C'est une nouvelle version, la culpabilisation des nouvelles générations, je vais y venir. Mais chez un de vos confrères, au début de la semaine, c'était les marchés. En disant : "On risque de ne plus avoir de prêteurs, les taux d'intérêt explosent"... Tout ça, est faux. Vous savez qu'au mois d'août, il y a eu une levée d'emprunt et il y a eu quatre fois plus de demandes que d'offres de la part de la France. Pourquoi ? Parce que la France reste une des 15 places sûres dans le monde en termes d'emprunt.

"Il faut faire attention aux catastrophistes qui font en sorte de justifier la fin du modèle social français"

Les taux montent.

Ils ne montent pas tant que ça. Ils ont déjà été largement supérieurs dans l'histoire. Par exemple, en 2007. Ce qui est important, c'est la charge de la dette. La charge de la dette, aujourd'hui, c'est 2 % du PIB. Est-ce que vous savez à combien elle était en 2007 ? Elle était proche de 3 %. Donc on arrête de nous dire qu'on serait dans une situation tellement exceptionnelle qu'il faudrait vendre tous les bijoux de famille, d'appauvrir l'État, de faire payer via les prestations sociales qui seraient gelées, les pensions des retraités, les salariés à qui on demanderait deux jours de travail gratuits. On ferait payer tout le monde pour payer ces dettes qui, encore une fois, s'expliquent. Et ça, par contre, c'est un vrai problème. Ça s'explique non pas par des investissements qu'on aurait faits, c'est ce qu'il aurait fallu faire, mais par des cadeaux fiscaux aux plus riches. On demande à tous les Français de payer les cadeaux fiscaux des plus riches. Ça, c'est insupportable.

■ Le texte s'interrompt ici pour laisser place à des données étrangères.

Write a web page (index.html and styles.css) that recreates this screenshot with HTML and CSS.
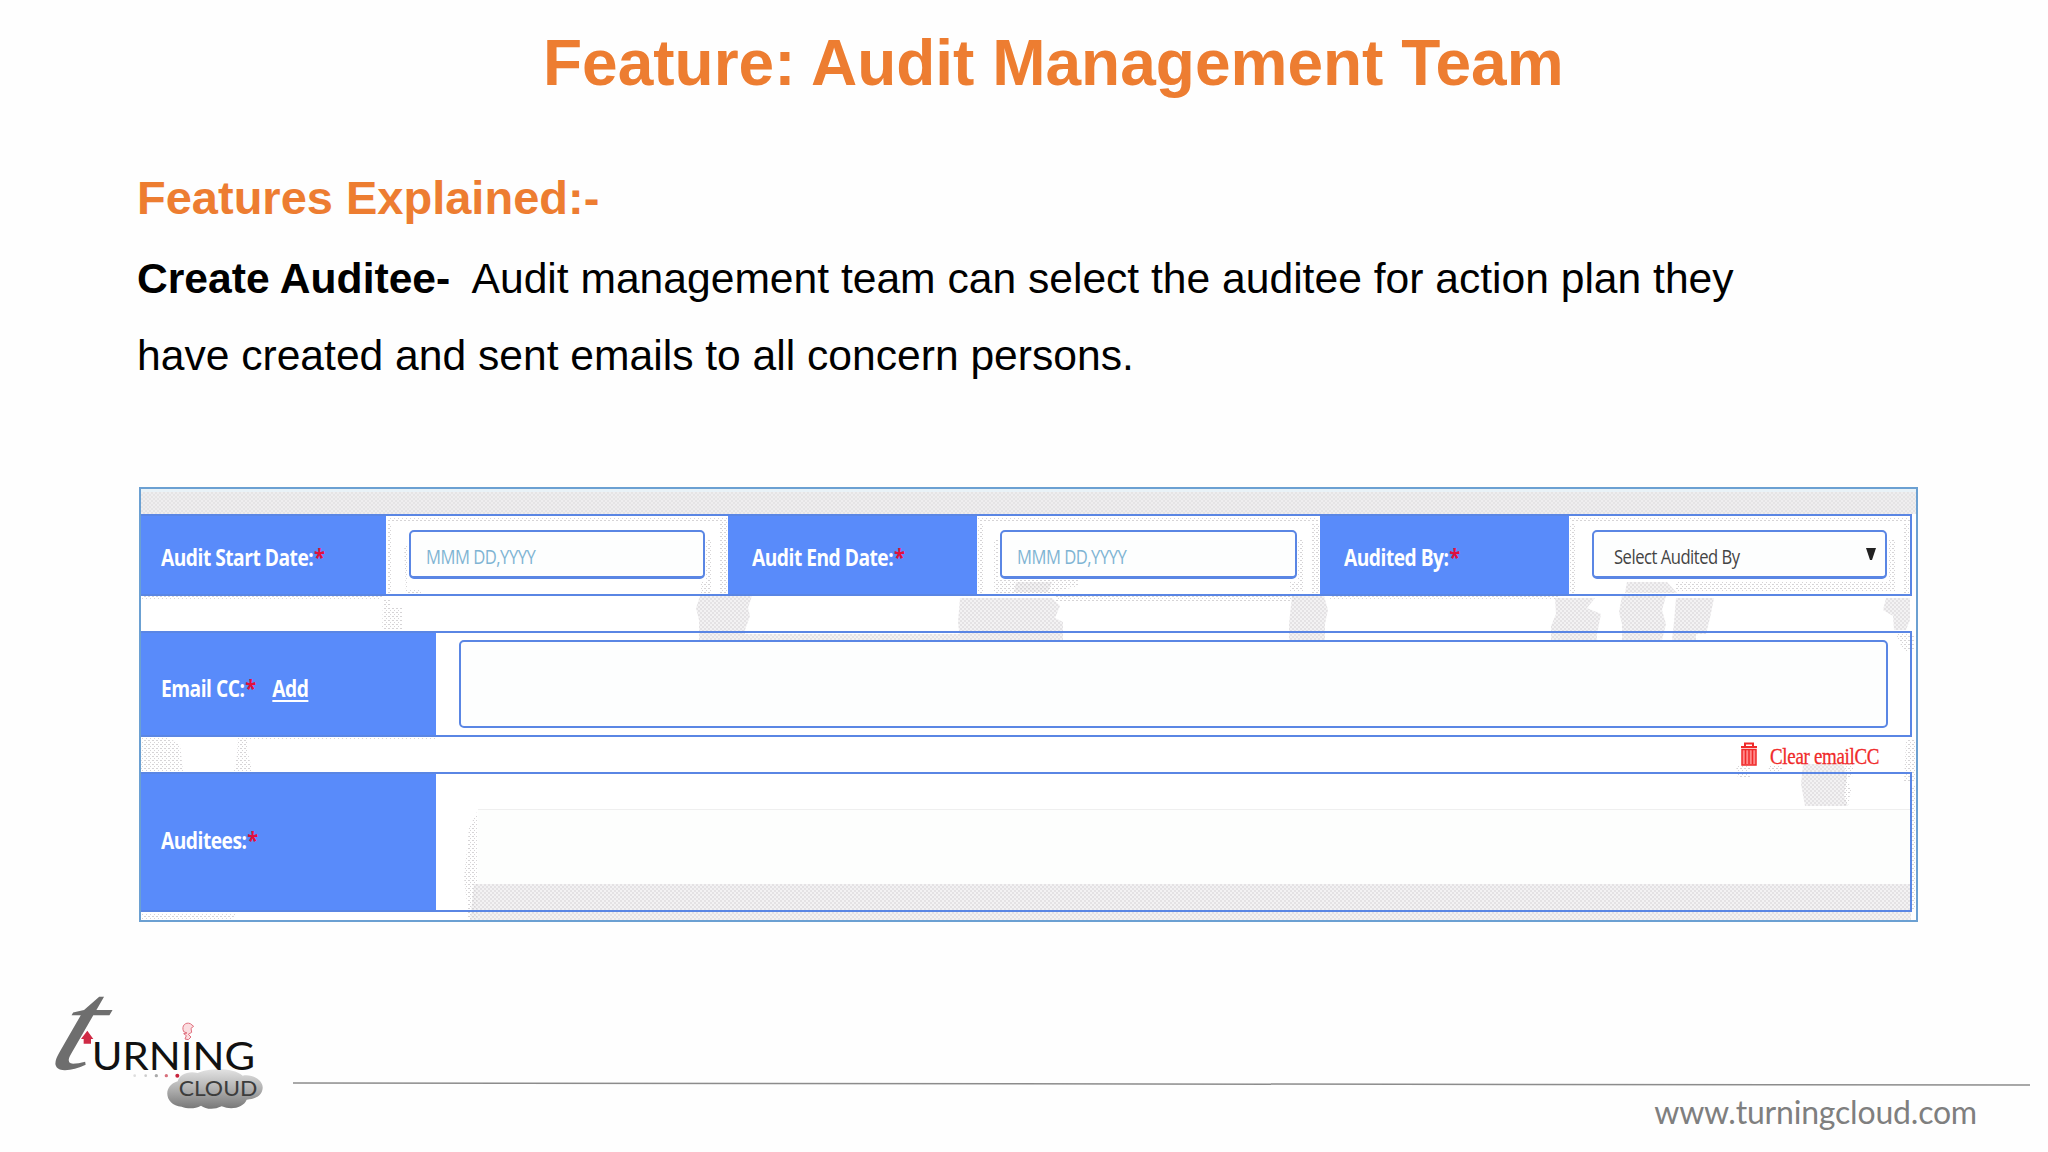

Pour revenir sur cette charge de la dette, ce qu'il dit ce matin le Premier ministre François Bayrou, c'est qu'elle était de 30 milliards, cette charge, en 2020, qu'elle sera de 67 milliards cette année et qu'elle sera, si on continue sur cette trajectoire, en 2029, de 100 milliards. On parle d'un doublement.

Ça, c'est clair que si on continue la même politique, ça peut augmenter. Parce que je vous ferai remarquer une chose, c'est que l'année dernière, on a déjà amputé les dépenses publiques de l'ordre de 30 milliards. On en a même rajouté 10 au cours de l'année sans trop le dire. Vous avez vu une amélioration de la situation économique, vous avez vu une amélioration énorme du déficit, vous avez vu une amélioration de la dette ? Donc cette politique, elle est mauvaise. Pourquoi ? Parce qu'il faut bien comprendre une chose. C'est que quand vous baissez les dépenses publiques, quand vous baissez les prestations des gens, c'est-à-dire quand vous baissez le pouvoir d'achat, vous avez un effet récessif sur l'économie. Donc, comme il se passe au début de l'année, il y a moindre entrée fiscale. Là, par exemple, la TVA est moindre que ce qui est espéré. Donc, ils nous proposent une politique qui n'a pas seulement pour effet de faire en sorte que l'industrie soit en dessous de 10 % du PIB. La pauvreté explose dans ce pays. Pour ça, est record man d'Europe, et ça m'inquiète pour les générations à venir, pour répondre à Monsieur Bayrou. Pour la première fois l'an dernier, les investissements en matière écologique ont régressé dans une période où on voit bien que le dérèglement climatique est générateur de catastrophes. Et tout ça, pour ne même pas jouer sur les déficits, c'est une politique à laquelle il faut rompre.

Antoine Comte : François Bayrou, Premier ministre, vous propose aussi de dresser le constat que, finalement, la France est endettée, voire au bord du surendettement. C'est ce qu'il dit, c'est ça, le vote de confiance...

Éric Coquerel : Bien sûr, mais je ne suis pas d'accord avec ce bilan.

Vous n'êtes pas d'accord pour dire que le pays est au bord du surendettement ?

Non, je ne suis pas d'accord.

Vous dites que tout va bien ?

Non, ce n'est pas ce que je vous dis. Je pense que depuis le début des années Macron, et depuis deux ans encore plus, ils sont en train d'aggraver la situation économique et de faire en sorte qu'on ait des problèmes de plus en plus majeurs, notamment en termes de consommation populaire, qui est le feu de l'activité économique en France. Par exemple, les Allemands ne l'ont pas, les Allemands sont en récession depuis trois ans. Donc je ne dis pas que tout va bien. Je dis qu'il faut faire attention aux catastrophistes qui font en sorte de justifier en réalité la taxe sur l'État social, c'est-à-dire la fin du modèle social français, le fait de baisser sans arrêt les budgets de la plupart des ministères, des moyens de l'État, de nos puissances publiques au nom de la dette. C'est à ça que ça sert. La dette, aujourd'hui, oui, je vous le dis, telle qu'elle est, elle est gérable. Je ne dis pas que c'est bien d'avoir produit de la dette pour la dette. Et si vous m'avez bien suivi, je dis que, notamment pour compenser les cadeaux fiscaux aux plus riches, ça, c'est très mauvais. Mais, par exemple, les Allemands vont faire 60 milliards de déficits pour leur économie.